▶ To do
Do not include the pictures; repeat the rest of the data exactly.

▶ Recorded information
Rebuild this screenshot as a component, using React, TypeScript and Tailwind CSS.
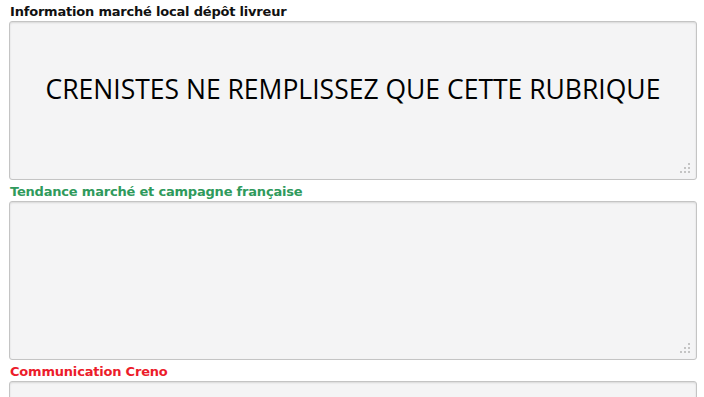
const Grip = () => (
  <svg width="10" height="10" viewBox="0 0 10 10" className="absolute right-[6px] bottom-[6px]">
    <rect x="8" y="0" width="2" height="2" fill="#c4c4c4" />
    <rect x="4" y="4" width="2" height="2" fill="#c4c4c4" />
    <rect x="8" y="4" width="2" height="2" fill="#c4c4c4" />
    <rect x="0" y="8" width="2" height="2" fill="#c4c4c4" />
    <rect x="4" y="8" width="2" height="2" fill="#c4c4c4" />
    <rect x="8" y="8" width="2" height="2" fill="#c4c4c4" />
  </svg>
);

const Field = ({ label, color, children }: { label: string; color: string; children?: React.ReactNode }) => (
  <div className="flex flex-col">
    <div className={`h-[19px] pl-[10px] text-[13px] font-bold leading-[19px] ${color}`} style={{ fontFamily: '"DejaVu Sans", sans-serif', letterSpacing: '-0.2px' }}>
      {label}
    </div>
    <div className="relative ml-[9px] mr-[7px] h-[159px] rounded-[3px] border border-[#c4c4c4] bg-[#f4f4f5] shadow-[inset_0_1px_2px_rgba(0,0,0,0.12)]">
      {children}
      <Grip />
    </div>
  </div>
);

export default function App() {
  return (
    <div className="h-[397px] w-[704px] overflow-hidden bg-white pt-[2px]">
      <div className="flex flex-col gap-[2px]">
        <Field label="Information marché local dépôt livreur" color="text-[#111111]">
          <div className="flex h-full items-center justify-center pb-[22px] text-[26.5px] text-black" style={{ fontFamily: '"Open Sans", sans-serif' }}>
            CRENISTES NE REMPLISSEZ QUE CETTE RUBRIQUE
          </div>
        </Field>
        <Field label="Tendance marché et campagne française" color="text-[#2f9a5c]" />
        <Field label="Communication Creno" color="text-[#ec1c2b]" />
      </div>
    </div>
  );
}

▶ Result for this exercise
Rebuild this screenshot as a component, using React, TypeScript and Tailwind CSS.
const Grip = () => (
  <svg width="10" height="10" viewBox="0 0 10 10" className="absolute right-[6px] bottom-[6px]">
    <rect x="8" y="0" width="2" height="2" fill="#c4c4c4" />
    <rect x="4" y="4" width="2" height="2" fill="#c4c4c4" />
    <rect x="8" y="4" width="2" height="2" fill="#c4c4c4" />
    <rect x="0" y="8" width="2" height="2" fill="#c4c4c4" />
    <rect x="4" y="8" width="2" height="2" fill="#c4c4c4" />
    <rect x="8" y="8" width="2" height="2" fill="#c4c4c4" />
  </svg>
);

const Field = ({ label, color, children }: { label: string; color: string; children?: React.ReactNode }) => (
  <div className="flex flex-col">
    <div className={`h-[19px] pl-[10px] text-[13px] font-bold leading-[19px] ${color}`} style={{ fontFamily: '"DejaVu Sans", sans-serif', letterSpacing: '-0.2px' }}>
      {label}
    </div>
    <div className="relative ml-[9px] mr-[7px] h-[159px] rounded-[3px] border border-[#c4c4c4] bg-[#f4f4f5] shadow-[inset_0_1px_2px_rgba(0,0,0,0.12)]">
      {children}
      <Grip />
    </div>
  </div>
);

export default function App() {
  return (
    <div className="h-[397px] w-[704px] overflow-hidden bg-white pt-[2px]">
      <div className="flex flex-col gap-[2px]">
        <Field label="Information marché local dépôt livreur" color="text-[#111111]">
          <div className="flex h-full items-center justify-center pb-[22px] text-[26.5px] text-black" style={{ fontFamily: '"Open Sans", sans-serif' }}>
            CRENISTES NE REMPLISSEZ QUE CETTE RUBRIQUE
          </div>
        </Field>
        <Field label="Tendance marché et campagne française" color="text-[#2f9a5c]" />
        <Field label="Communication Creno" color="text-[#ec1c2b]" />
      </div>
    </div>
  );
}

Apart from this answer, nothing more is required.